> WHAT YOU WILL DO
Set down all of the data that follows word for word, without the images.

start DATA SHOWN

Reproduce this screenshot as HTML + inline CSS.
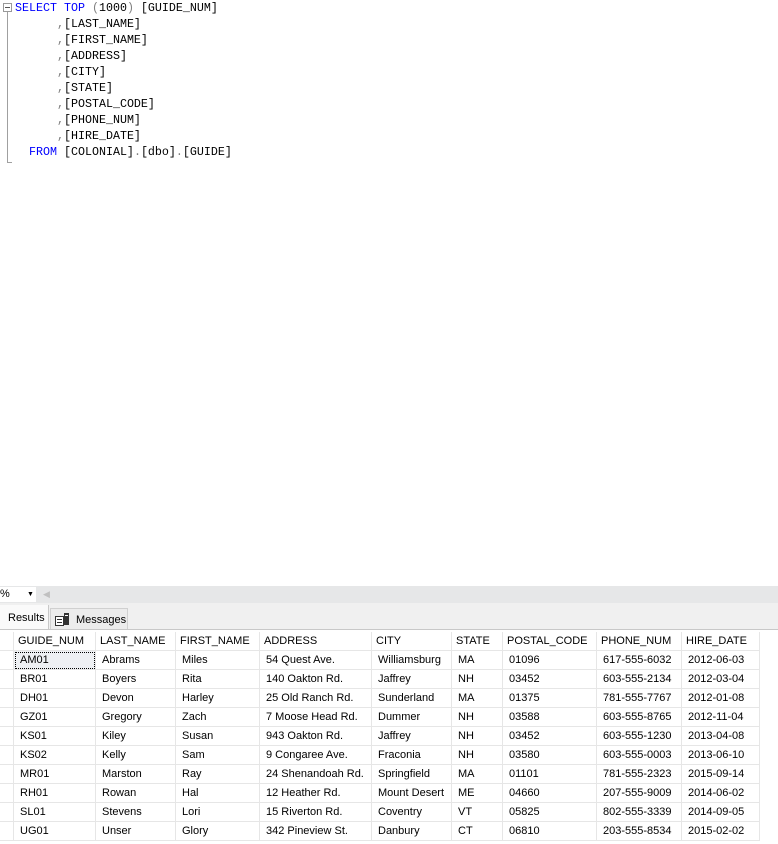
<!DOCTYPE html>
<html><head><meta charset="utf-8"><style>
body{margin:0;width:778px;height:844px;background:#fff;position:relative;overflow:hidden;font-family:"Liberation Sans",Arial,sans-serif}
.code{position:absolute;left:15px;top:0;font-family:"Liberation Mono",monospace;font-size:11.67px;line-height:16px;white-space:pre;color:#000}
.k{color:#0000ff}.g{color:#808080}.r{color:#800000}
.box{position:absolute;left:3px;top:3px;width:7px;height:7px;border:1px solid #999;background:#fff}
.box:after{content:"";position:absolute;left:1px;top:3px;width:5px;height:1px;background:#555}
.vl{position:absolute;left:7px;top:12px;width:1px;height:151px;background:#a0a0a0}
.vl2{position:absolute;left:7px;top:162px;width:5px;height:1px;background:#a0a0a0}
.bar{position:absolute;left:0;top:586px;width:778px;height:17px;background:#e6e7e8}
.zoom{position:absolute;left:0;top:587px;width:36px;height:15px;background:#fff;font-size:11px;line-height:15px}
.tabs{position:absolute;left:0;top:603px;width:778px;height:26px;background:#f0f0f0;border-bottom:1px solid #c8c8c8}
.t1{position:absolute;left:0;top:605px;width:49px;height:24px;background:#fafafa;border-right:1px solid #c8c8c8;font-size:11px;line-height:26px;padding-left:8px;box-sizing:border-box}
.t2{position:absolute;left:50px;top:608px;width:78px;height:21px;background:#ececec;border:1px solid #d0d0d0;border-bottom:none;box-sizing:border-box;font-size:11px;line-height:22px;padding-left:25px}
table{position:absolute;left:0;top:632px;border-collapse:collapse;font-size:11px}
td,th{height:18px;border:1px solid #e6e6e6;padding:0 0 0 6px;text-align:left;white-space:nowrap;overflow:hidden}
tr:first-child th{border-top:none}
td:first-child,th:first-child{border-left:none}
th{font-weight:normal;font-size:11px;padding-left:4px;height:18px}
td.h{padding:0}
</style></head><body>
<div class="box"></div><div class="vl"></div><div class="vl2"></div>
<div class="code"><span class="k">SELECT TOP</span> <span class="g">(</span>1000<span class="g">)</span> [GUIDE_NUM]
      <span class="g">,</span>[LAST_NAME]
      <span class="g">,</span>[FIRST_NAME]
      <span class="g">,</span>[ADDRESS]
      <span class="g">,</span>[CITY]
      <span class="g">,</span>[STATE]
      <span class="g">,</span>[POSTAL_CODE]
      <span class="g">,</span>[PHONE_NUM]
      <span class="g">,</span>[HIRE_DATE]
  <span class="k">FROM</span> [COLONIAL]<span class="g">.</span>[dbo]<span class="g">.</span>[GUIDE]</div>
<div class="bar"></div>
<div class="zoom">%<span style="position:absolute;left:27px;top:0;font-size:7px">▼</span></div>
<div style="position:absolute;left:43px;top:589px;color:#c0c0c0;font-size:9px">◀</div>
<div class="tabs"></div>
<div class="t1">Results</div>
<div class="t2"><svg style="position:absolute;left:4px;top:4px" width="16" height="14"><rect x="0.5" y="3.5" width="8" height="9" fill="#fff" stroke="#333"/><line x1="2" y1="6.5" x2="7" y2="6.5" stroke="#333"/><line x1="2" y1="9.5" x2="7" y2="9.5" stroke="#333"/><rect x="9" y="0" width="5" height="12" fill="#333"/><rect x="10" y="2" width="3" height="1" fill="#fff"/></svg>Messages</div>
<table>
<tr><th style="width:13px;padding:0"></th><th style="width:77px">GUIDE_NUM</th><th style="width:75px">LAST_NAME</th><th style="width:79px">FIRST_NAME</th><th style="width:107px">ADDRESS</th><th style="width:75px">CITY</th><th style="width:46px">STATE</th><th style="width:89px">POSTAL_CODE</th><th style="width:80px">PHONE_NUM</th><th style="width:73px">HIRE_DATE</th></tr>
<tr><td class="h"></td><td style="outline:1px dotted #000;outline-offset:-2px;background:#eef0f3">AM01</td><td>Abrams</td><td>Miles</td><td>54 Quest Ave.</td><td>Williamsburg</td><td>MA</td><td>01096</td><td>617-555-6032</td><td>2012-06-03</td></tr>
<tr><td class="h"></td><td>BR01</td><td>Boyers</td><td>Rita</td><td>140 Oakton Rd.</td><td>Jaffrey</td><td>NH</td><td>03452</td><td>603-555-2134</td><td>2012-03-04</td></tr>
<tr><td class="h"></td><td>DH01</td><td>Devon</td><td>Harley</td><td>25 Old Ranch Rd.</td><td>Sunderland</td><td>MA</td><td>01375</td><td>781-555-7767</td><td>2012-01-08</td></tr>
<tr><td class="h"></td><td>GZ01</td><td>Gregory</td><td>Zach</td><td>7 Moose Head Rd.</td><td>Dummer</td><td>NH</td><td>03588</td><td>603-555-8765</td><td>2012-11-04</td></tr>
<tr><td class="h"></td><td>KS01</td><td>Kiley</td><td>Susan</td><td>943 Oakton Rd.</td><td>Jaffrey</td><td>NH</td><td>03452</td><td>603-555-1230</td><td>2013-04-08</td></tr>
<tr><td class="h"></td><td>KS02</td><td>Kelly</td><td>Sam</td><td>9 Congaree Ave.</td><td>Fraconia</td><td>NH</td><td>03580</td><td>603-555-0003</td><td>2013-06-10</td></tr>
<tr><td class="h"></td><td>MR01</td><td>Marston</td><td>Ray</td><td>24 Shenandoah Rd.</td><td>Springfield</td><td>MA</td><td>01101</td><td>781-555-2323</td><td>2015-09-14</td></tr>
<tr><td class="h"></td><td>RH01</td><td>Rowan</td><td>Hal</td><td>12 Heather Rd.</td><td>Mount Desert</td><td>ME</td><td>04660</td><td>207-555-9009</td><td>2014-06-02</td></tr>
<tr><td class="h"></td><td>SL01</td><td>Stevens</td><td>Lori</td><td>15 Riverton Rd.</td><td>Coventry</td><td>VT</td><td>05825</td><td>802-555-3339</td><td>2014-09-05</td></tr>
<tr><td class="h"></td><td>UG01</td><td>Unser</td><td>Glory</td><td>342 Pineview St.</td><td>Danbury</td><td>CT</td><td>06810</td><td>203-555-8534</td><td>2015-02-02</td></tr>
</table>
</body></html>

end DATA SHOWN

> ANSWER TO THIS PROBLEM
Reproduce this screenshot as HTML + inline CSS.
<!DOCTYPE html>
<html><head><meta charset="utf-8"><style>
body{margin:0;width:778px;height:844px;background:#fff;position:relative;overflow:hidden;font-family:"Liberation Sans",Arial,sans-serif}
.code{position:absolute;left:15px;top:0;font-family:"Liberation Mono",monospace;font-size:11.67px;line-height:16px;white-space:pre;color:#000}
.k{color:#0000ff}.g{color:#808080}.r{color:#800000}
.box{position:absolute;left:3px;top:3px;width:7px;height:7px;border:1px solid #999;background:#fff}
.box:after{content:"";position:absolute;left:1px;top:3px;width:5px;height:1px;background:#555}
.vl{position:absolute;left:7px;top:12px;width:1px;height:151px;background:#a0a0a0}
.vl2{position:absolute;left:7px;top:162px;width:5px;height:1px;background:#a0a0a0}
.bar{position:absolute;left:0;top:586px;width:778px;height:17px;background:#e6e7e8}
.zoom{position:absolute;left:0;top:587px;width:36px;height:15px;background:#fff;font-size:11px;line-height:15px}
.tabs{position:absolute;left:0;top:603px;width:778px;height:26px;background:#f0f0f0;border-bottom:1px solid #c8c8c8}
.t1{position:absolute;left:0;top:605px;width:49px;height:24px;background:#fafafa;border-right:1px solid #c8c8c8;font-size:11px;line-height:26px;padding-left:8px;box-sizing:border-box}
.t2{position:absolute;left:50px;top:608px;width:78px;height:21px;background:#ececec;border:1px solid #d0d0d0;border-bottom:none;box-sizing:border-box;font-size:11px;line-height:22px;padding-left:25px}
table{position:absolute;left:0;top:632px;border-collapse:collapse;font-size:11px}
td,th{height:18px;border:1px solid #e6e6e6;padding:0 0 0 6px;text-align:left;white-space:nowrap;overflow:hidden}
tr:first-child th{border-top:none}
td:first-child,th:first-child{border-left:none}
th{font-weight:normal;font-size:11px;padding-left:4px;height:18px}
td.h{padding:0}
</style></head><body>
<div class="box"></div><div class="vl"></div><div class="vl2"></div>
<div class="code"><span class="k">SELECT TOP</span> <span class="g">(</span>1000<span class="g">)</span> [GUIDE_NUM]
      <span class="g">,</span>[LAST_NAME]
      <span class="g">,</span>[FIRST_NAME]
      <span class="g">,</span>[ADDRESS]
      <span class="g">,</span>[CITY]
      <span class="g">,</span>[STATE]
      <span class="g">,</span>[POSTAL_CODE]
      <span class="g">,</span>[PHONE_NUM]
      <span class="g">,</span>[HIRE_DATE]
  <span class="k">FROM</span> [COLONIAL]<span class="g">.</span>[dbo]<span class="g">.</span>[GUIDE]</div>
<div class="bar"></div>
<div class="zoom">%<span style="position:absolute;left:27px;top:0;font-size:7px">▼</span></div>
<div style="position:absolute;left:43px;top:589px;color:#c0c0c0;font-size:9px">◀</div>
<div class="tabs"></div>
<div class="t1">Results</div>
<div class="t2"><svg style="position:absolute;left:4px;top:4px" width="16" height="14"><rect x="0.5" y="3.5" width="8" height="9" fill="#fff" stroke="#333"/><line x1="2" y1="6.5" x2="7" y2="6.5" stroke="#333"/><line x1="2" y1="9.5" x2="7" y2="9.5" stroke="#333"/><rect x="9" y="0" width="5" height="12" fill="#333"/><rect x="10" y="2" width="3" height="1" fill="#fff"/></svg>Messages</div>
<table>
<tr><th style="width:13px;padding:0"></th><th style="width:77px">GUIDE_NUM</th><th style="width:75px">LAST_NAME</th><th style="width:79px">FIRST_NAME</th><th style="width:107px">ADDRESS</th><th style="width:75px">CITY</th><th style="width:46px">STATE</th><th style="width:89px">POSTAL_CODE</th><th style="width:80px">PHONE_NUM</th><th style="width:73px">HIRE_DATE</th></tr>
<tr><td class="h"></td><td style="outline:1px dotted #000;outline-offset:-2px;background:#eef0f3">AM01</td><td>Abrams</td><td>Miles</td><td>54 Quest Ave.</td><td>Williamsburg</td><td>MA</td><td>01096</td><td>617-555-6032</td><td>2012-06-03</td></tr>
<tr><td class="h"></td><td>BR01</td><td>Boyers</td><td>Rita</td><td>140 Oakton Rd.</td><td>Jaffrey</td><td>NH</td><td>03452</td><td>603-555-2134</td><td>2012-03-04</td></tr>
<tr><td class="h"></td><td>DH01</td><td>Devon</td><td>Harley</td><td>25 Old Ranch Rd.</td><td>Sunderland</td><td>MA</td><td>01375</td><td>781-555-7767</td><td>2012-01-08</td></tr>
<tr><td class="h"></td><td>GZ01</td><td>Gregory</td><td>Zach</td><td>7 Moose Head Rd.</td><td>Dummer</td><td>NH</td><td>03588</td><td>603-555-8765</td><td>2012-11-04</td></tr>
<tr><td class="h"></td><td>KS01</td><td>Kiley</td><td>Susan</td><td>943 Oakton Rd.</td><td>Jaffrey</td><td>NH</td><td>03452</td><td>603-555-1230</td><td>2013-04-08</td></tr>
<tr><td class="h"></td><td>KS02</td><td>Kelly</td><td>Sam</td><td>9 Congaree Ave.</td><td>Fraconia</td><td>NH</td><td>03580</td><td>603-555-0003</td><td>2013-06-10</td></tr>
<tr><td class="h"></td><td>MR01</td><td>Marston</td><td>Ray</td><td>24 Shenandoah Rd.</td><td>Springfield</td><td>MA</td><td>01101</td><td>781-555-2323</td><td>2015-09-14</td></tr>
<tr><td class="h"></td><td>RH01</td><td>Rowan</td><td>Hal</td><td>12 Heather Rd.</td><td>Mount Desert</td><td>ME</td><td>04660</td><td>207-555-9009</td><td>2014-06-02</td></tr>
<tr><td class="h"></td><td>SL01</td><td>Stevens</td><td>Lori</td><td>15 Riverton Rd.</td><td>Coventry</td><td>VT</td><td>05825</td><td>802-555-3339</td><td>2014-09-05</td></tr>
<tr><td class="h"></td><td>UG01</td><td>Unser</td><td>Glory</td><td>342 Pineview St.</td><td>Danbury</td><td>CT</td><td>06810</td><td>203-555-8534</td><td>2015-02-02</td></tr>
</table>
</body></html>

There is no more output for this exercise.